Il peut naître dans les plus grands déserts. Il y a beaucoup de sortes de déserts.
Parfois il souffle depuis la mer.
Chaque mer, chaque océan est différent. Il y a des mers étroites et des océans larges.
Encore un paramètre qui joue un rôle dans la force du déferlement d’une vague sur la côte.
– Seules les vagues moins rapides que le vent pourront voyager à travers l’océan et atteindre les côtes. Les autres déferleront seulement au large, en surface, pour former ce que l’on appelle les moutons.
Il ne faut donc pas s’occuper des moutons. Seuls, ils sont voués à périr au large.
Ce qui doit occuper, c’est la conjugaison de nombreuses vagues et de la marée, qui finit par pousser les moutons en masses compactes vers la côte.
L’analogie la plus parlante est celle du berger, qui conduit et commande les moutons. Le berger est, comme la marée, un agent amplificateur.
Pour le troupeau, comme pour les vagues-moutons, quand la voie se resserre – ici un col, là une baie -, la force et la hauteur des marées sont multipliées.
Il est prudent d’éviter que trop de moutons ou trop de vagues-moutons ne se rassemblent au même endroit.
– Plus les fonds marins qui précèdent la côte sont abruptes, précédés d’une fosse marine comme à Hawaï par exemple (surf), plus les vagues seront puissantes.
On se laisse facilement hypnotiser par les gros rouleaux, ceux des surfeurs ou par le spectacle des grandes marées.
Ils font oublier le travail méticuleux des petites vaguelettes innocentes en apparence.

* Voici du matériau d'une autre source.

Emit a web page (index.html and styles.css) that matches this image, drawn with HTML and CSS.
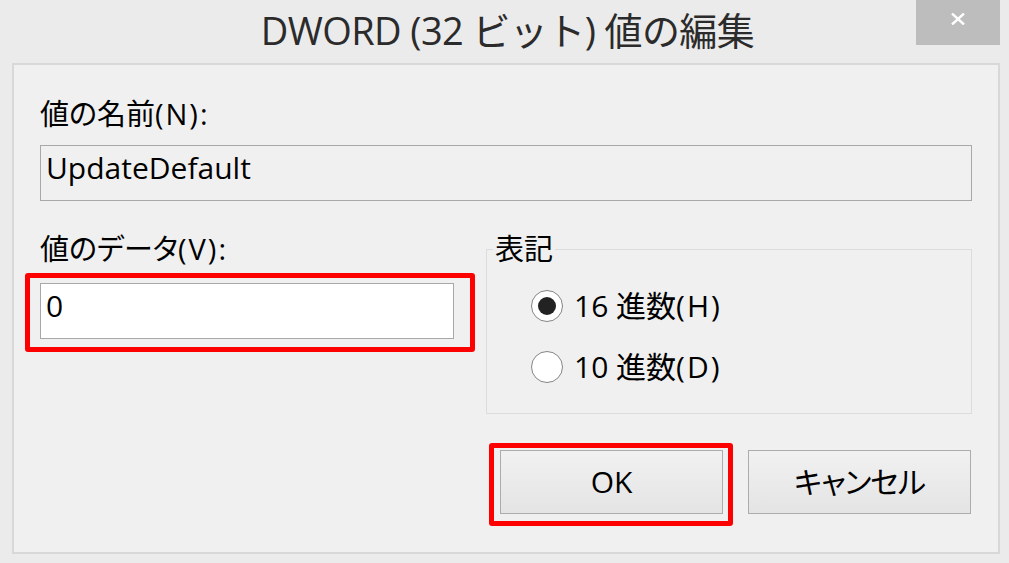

Mais ces petites vaguelettes œuvrent avec autant de force qu’elles ont de malice.
Ces petites vaguelettes déposent, çà et là, leurs voiles d’écume qui s’agrippent aux sables et finissent par coloniser les plages.
L’érosion produite par les petites vagues est aussi efficace que celle produite par les grosses vagues.
– Enfin, et là, c’est de la poésie : «La mer ramène toujours à la côte ce qu’elle brasse.»
Il est illusoire de croire que ce que l’on jette à la mer à un endroit ne refera pas surface ailleurs.
La mer, aidée par le vent et les vagues, guidée par différents courants invisibles, contrainte par le jeu des marées, renvoie sur les grèves tout ce que l’on voudrait y cacher.
Tous les déchets que l’on y déverse, toutes les épaves qui y pourrissent, toutes les pollutions qui s’y évacuent, tous les malheurs qui s’y produisent, bref la somme immense de toute l’incurie du monde, de tout notre laisser-aller et de tout notre laisser-faire refait obligatoirement surface à un moment où à un autre.
C’est seulement une fois que, à marée basse, la mer s’est retirée, que l’on peut prendre la mesure du mal qui a été initié au loin.
Zeus, Jupiter ? Sans doute aussi préférer l’Iliade à l’Odyssée.
Ne pas se laisser balloter par les vents et leurs Dieux capricieux. Plutôt choisir, nous simples Terriens, comme courant d’inversion de ces phénomènes invasifs, de prendre notre tour, de souffler en nombre de forts vents contraires et de préférer, pour les amplifier, des bergers qui non seulement veulent, mais peuvent, en s’en donnant les moyens, inverser les marées.